Per realizzare questa stanza ho tenuto presente una delle rare foto che ritrae Giovanni Testori nel suo studio privato. Qui lo scrittore custodiva i quadri raffiguranti nudi di uomini che attribuiva a Courbet e Géricault. In questa foto, si notano cinque quadri sullo sfondo, sopra la libreria. Di quattro si hanno notizie e dimensioni certe, del quinto – il torso di uomo sopra il ritratto di moro – non si sa nulla. Guardando la foto, ho riprodotto nella loro posizione originale i quattro quadri noti, utilizzando solamente la materia di cui era composta la parete, ovvero gli strati di pittura, gli intonaci fino al cemento ed i mattoni, come per la stanza con l’immagine della famiglia Testori al completo.

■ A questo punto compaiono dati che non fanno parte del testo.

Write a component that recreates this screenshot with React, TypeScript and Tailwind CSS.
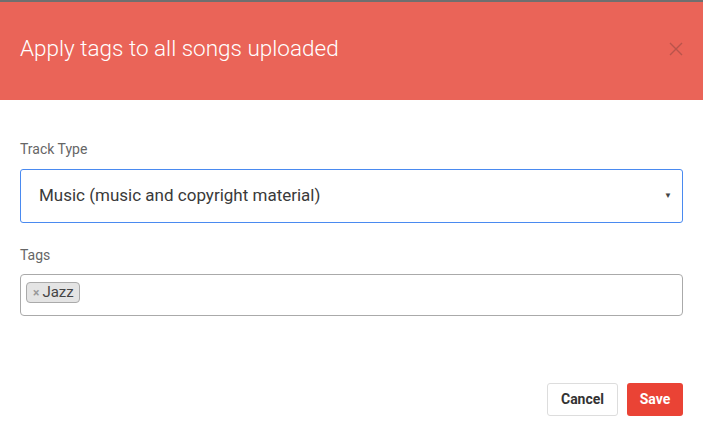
import { useState } from "react";

export default function App() {
  const [tags, setTags] = useState<string[]>(["Jazz"]);

  return (
    <div className="h-[438px] w-[703px] overflow-hidden bg-white font-['Roboto',sans-serif]">
      <div className="h-[2px] bg-[#6f6f6f]" />
      <div className="flex h-[98px] items-center justify-between bg-[#ea6458] pb-[5px] pl-5 pr-[20px]">
        <h1 className="text-[22.5px] font-light leading-none text-white">Apply tags to all songs uploaded</h1>
        <button type="button" className="text-[#b9544b]">
          <svg width="14" height="14" viewBox="0 0 14 14" fill="none" stroke="currentColor" strokeWidth="1.4">
            <path d="M1 1l12 12M13 1L1 13" />
          </svg>
        </button>
      </div>

      <div className="px-5 pt-[41px]">
        <label className="block text-[14px] leading-[16px] text-[#666]">Track Type</label>
        <div className="mt-[12px] flex h-[54px] items-center justify-between rounded-[3px] border border-[#4a8af0] pl-[18px] pr-[10px]">
          <span className="text-[17px] text-[#3a3a3a]">Music (music and copyright material)</span>
          <span className="text-[8px] text-[#444]">▼</span>
        </div>

        <label className="mt-[24px] block text-[14px] leading-[16px] text-[#666]">Tags</label>
        <div className="mt-[11px] flex h-[42px] items-start rounded-[4px] border border-[#aaa] px-[5px] pt-[7px]">
          {tags.map((t) => (
            <span
              key={t}
              className="flex h-[21px] items-center gap-[3px] rounded-[4px] border border-[#aaa] bg-[#e4e4e4] pl-[6px] pr-[5px] text-[15px] text-[#444]"
            >
              <button
                type="button"
                onClick={() => setTags(tags.filter((x) => x !== t))}
                className="text-[12px] font-bold leading-none text-[#999]"
              >
                ×
              </button>
              {t}
            </span>
          ))}
        </div>

        <div className="mt-[67px] flex justify-end gap-[9px]">
          <button
            type="button"
            className="h-[33px] w-[71px] rounded-[3px] border border-[#ddd] bg-white text-[14px] font-bold text-[#333]"
          >
            Cancel
          </button>
          <button
            type="button"
            className="h-[33px] w-[56px] rounded-[3px] bg-[#ea4335] text-[14px] font-bold text-white"
          >
            Save
          </button>
        </div>
      </div>
    </div>
  );
}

In questo lavoro è l’assenza a parlare: quando togliamo un quadro che è stato appeso alla parete per lungo tempo, ci accorgiamo che sul muro rimane, lì dove era il quadro, una silhouette più scura, preservata dall’usura della luce e della polvere. Partendo dall’ìdea di quella traccia lasciata dai quadri, sono arrivato ad immaginare che l’intera figura fosse rimasta impressa sul muro che, perforato, tagliato, scavato, ha  infine restituito il ricordo che tratteneva. Esattamente di fronte ai quattro quadri scavati nel muro, un televisore al plasma propone una selezione di 13 video, tutti riguardanti l’Arte e la Storia dell’Arte, e realizzati con la regia di Zizi (Marco Marcassoli) tra il 2003 ed il 2006.  Tutti i video sono una riflessione – critica e non – sull’Arte, sui suoi meccanismi, sulla storia stessa dell’arte e sul rapporto tra artista ed opera, e trovano qui, in quello che era lo studio in cui Testori passava gran parte del suo tempo osservando e scrivendo, il loro posto naturale. Dagli Haiku, sorta di tableaux vivants o di piccoli sketch sulle pretese dell’arte contemporanea e non, fino a 150 chiodini di plastica per esprimere il tuo talento artistico in cui immagino di riportare una serie di celebri artisti moderni ai sei anni di età e di dare loro in mano dei chiodini di plastica per vederli riprodurre le loro opere più celebri nelle forme più semplici, e CH, in cui, con Stefano Arienti e Luca Francesconi tra i protagonisti, un museo viene preso d’assalto – sulla falsariga del Batman di Tim Burton – e tutte le opere distrutte e deturpate in nome di una nuova, violenta avanguardia ultrafuturista.